Set problem >> Locate the lines where "that" occurs and copy them as they stand.

Listed records >>
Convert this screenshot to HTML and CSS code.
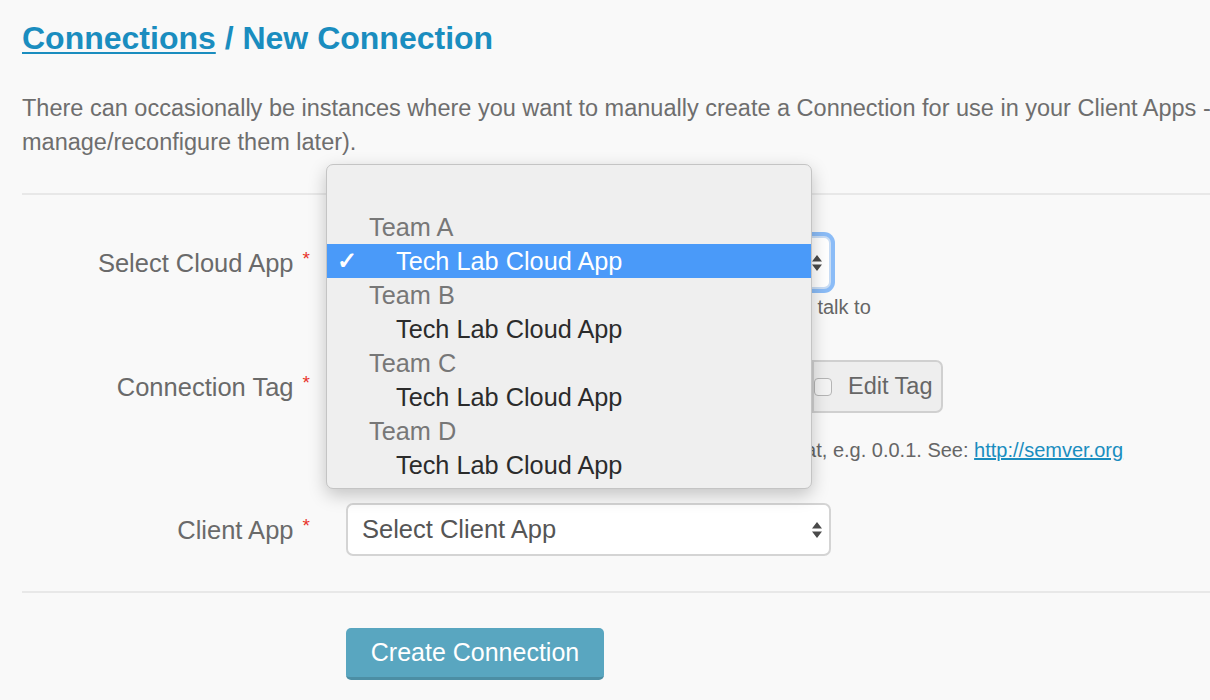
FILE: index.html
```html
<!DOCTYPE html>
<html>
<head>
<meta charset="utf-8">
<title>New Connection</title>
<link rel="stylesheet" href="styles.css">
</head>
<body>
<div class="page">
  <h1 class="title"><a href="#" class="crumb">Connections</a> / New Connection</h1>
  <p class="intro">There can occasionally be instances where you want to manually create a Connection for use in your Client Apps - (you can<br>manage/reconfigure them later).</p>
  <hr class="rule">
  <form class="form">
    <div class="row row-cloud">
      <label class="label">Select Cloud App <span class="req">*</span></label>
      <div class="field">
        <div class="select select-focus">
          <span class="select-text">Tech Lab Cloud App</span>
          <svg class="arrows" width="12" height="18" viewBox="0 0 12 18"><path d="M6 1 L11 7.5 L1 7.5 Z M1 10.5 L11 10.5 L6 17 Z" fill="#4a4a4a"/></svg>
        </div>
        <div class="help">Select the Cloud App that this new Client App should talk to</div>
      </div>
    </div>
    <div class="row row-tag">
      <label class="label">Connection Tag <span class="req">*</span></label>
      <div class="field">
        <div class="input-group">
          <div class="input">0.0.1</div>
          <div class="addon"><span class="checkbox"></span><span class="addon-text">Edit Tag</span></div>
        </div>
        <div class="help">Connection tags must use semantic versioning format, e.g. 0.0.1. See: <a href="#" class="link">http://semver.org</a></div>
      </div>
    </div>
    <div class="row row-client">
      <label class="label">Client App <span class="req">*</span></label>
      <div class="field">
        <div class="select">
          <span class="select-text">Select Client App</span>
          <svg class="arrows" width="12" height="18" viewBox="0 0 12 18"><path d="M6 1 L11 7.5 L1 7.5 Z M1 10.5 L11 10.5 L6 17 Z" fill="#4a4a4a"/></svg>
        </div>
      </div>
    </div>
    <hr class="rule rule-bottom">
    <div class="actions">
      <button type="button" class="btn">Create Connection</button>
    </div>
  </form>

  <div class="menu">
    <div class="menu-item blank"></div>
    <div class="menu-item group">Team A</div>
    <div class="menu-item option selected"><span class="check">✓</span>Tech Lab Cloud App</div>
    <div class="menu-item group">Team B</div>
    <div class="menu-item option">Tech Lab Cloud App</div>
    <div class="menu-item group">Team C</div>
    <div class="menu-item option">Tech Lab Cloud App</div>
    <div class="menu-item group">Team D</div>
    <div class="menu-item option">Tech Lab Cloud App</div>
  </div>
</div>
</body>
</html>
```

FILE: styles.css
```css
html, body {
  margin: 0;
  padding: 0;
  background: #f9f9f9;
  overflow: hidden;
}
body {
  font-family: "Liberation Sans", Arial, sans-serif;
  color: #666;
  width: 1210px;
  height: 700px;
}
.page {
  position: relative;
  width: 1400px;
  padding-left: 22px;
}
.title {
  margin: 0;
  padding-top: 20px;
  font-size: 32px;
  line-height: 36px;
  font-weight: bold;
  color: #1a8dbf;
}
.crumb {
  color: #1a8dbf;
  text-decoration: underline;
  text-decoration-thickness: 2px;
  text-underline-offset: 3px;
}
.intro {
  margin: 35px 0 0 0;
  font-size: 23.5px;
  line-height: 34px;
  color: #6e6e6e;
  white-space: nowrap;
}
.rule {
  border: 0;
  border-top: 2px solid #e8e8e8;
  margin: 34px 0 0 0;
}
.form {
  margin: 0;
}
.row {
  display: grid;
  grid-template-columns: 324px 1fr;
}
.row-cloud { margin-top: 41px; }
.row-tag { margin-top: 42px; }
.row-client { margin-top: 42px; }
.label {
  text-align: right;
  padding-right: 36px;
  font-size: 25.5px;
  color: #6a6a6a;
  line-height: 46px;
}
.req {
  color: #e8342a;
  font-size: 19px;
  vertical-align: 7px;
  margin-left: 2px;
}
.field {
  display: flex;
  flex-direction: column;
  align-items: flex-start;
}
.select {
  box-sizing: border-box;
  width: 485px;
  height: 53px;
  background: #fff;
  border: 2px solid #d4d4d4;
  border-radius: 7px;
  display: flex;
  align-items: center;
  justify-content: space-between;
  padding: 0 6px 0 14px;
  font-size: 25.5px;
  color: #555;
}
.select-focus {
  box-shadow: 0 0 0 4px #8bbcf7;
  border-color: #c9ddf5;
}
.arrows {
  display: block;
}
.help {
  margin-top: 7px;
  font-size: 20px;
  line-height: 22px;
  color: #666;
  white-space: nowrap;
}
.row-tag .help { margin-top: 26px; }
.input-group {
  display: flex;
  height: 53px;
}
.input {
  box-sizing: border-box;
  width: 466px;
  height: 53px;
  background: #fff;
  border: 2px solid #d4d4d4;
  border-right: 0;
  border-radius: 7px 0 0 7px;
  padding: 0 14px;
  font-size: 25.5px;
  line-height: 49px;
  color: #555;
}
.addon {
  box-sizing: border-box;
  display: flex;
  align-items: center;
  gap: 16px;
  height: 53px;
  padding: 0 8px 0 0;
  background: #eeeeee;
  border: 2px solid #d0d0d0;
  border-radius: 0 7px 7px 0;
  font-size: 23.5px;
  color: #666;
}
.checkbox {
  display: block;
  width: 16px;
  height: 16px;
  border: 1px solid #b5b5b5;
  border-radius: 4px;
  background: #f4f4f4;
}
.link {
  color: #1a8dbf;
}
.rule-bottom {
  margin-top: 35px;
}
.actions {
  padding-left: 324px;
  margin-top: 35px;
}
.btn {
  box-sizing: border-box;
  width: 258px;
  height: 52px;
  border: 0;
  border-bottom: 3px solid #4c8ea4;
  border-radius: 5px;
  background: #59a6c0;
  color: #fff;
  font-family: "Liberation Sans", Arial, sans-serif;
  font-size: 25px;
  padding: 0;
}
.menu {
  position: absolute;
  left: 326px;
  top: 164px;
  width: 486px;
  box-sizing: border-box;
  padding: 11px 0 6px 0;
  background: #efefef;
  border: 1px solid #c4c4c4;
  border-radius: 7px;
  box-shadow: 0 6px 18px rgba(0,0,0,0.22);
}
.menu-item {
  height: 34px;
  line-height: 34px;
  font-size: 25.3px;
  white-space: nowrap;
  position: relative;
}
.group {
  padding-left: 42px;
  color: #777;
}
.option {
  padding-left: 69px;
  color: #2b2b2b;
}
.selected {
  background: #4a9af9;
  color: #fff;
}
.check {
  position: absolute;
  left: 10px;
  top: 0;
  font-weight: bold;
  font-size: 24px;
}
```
==
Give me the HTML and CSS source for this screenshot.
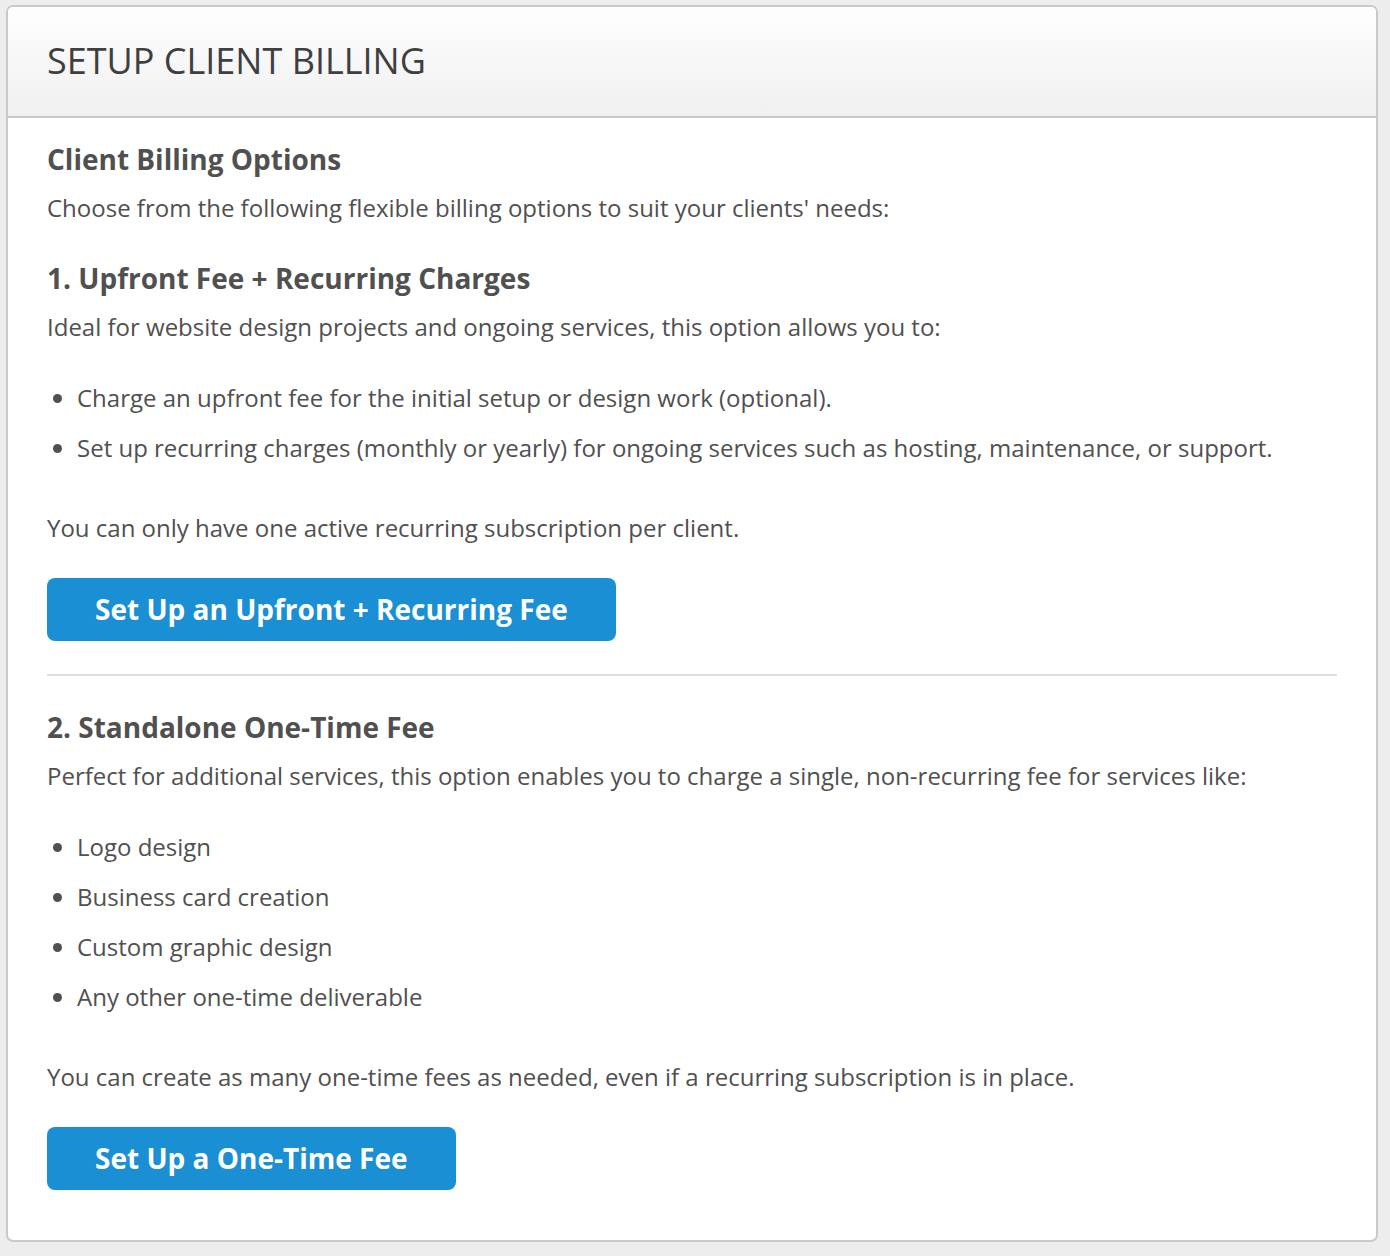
...
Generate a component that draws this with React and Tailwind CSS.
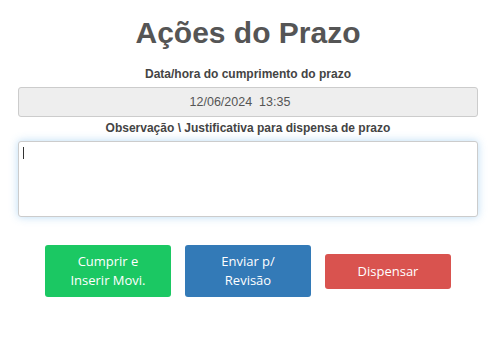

Expected answer >>
        <div class="help">Select the Cloud App that this new Client App should talk to</div>
Generate a component that draws this with React and Tailwind CSS.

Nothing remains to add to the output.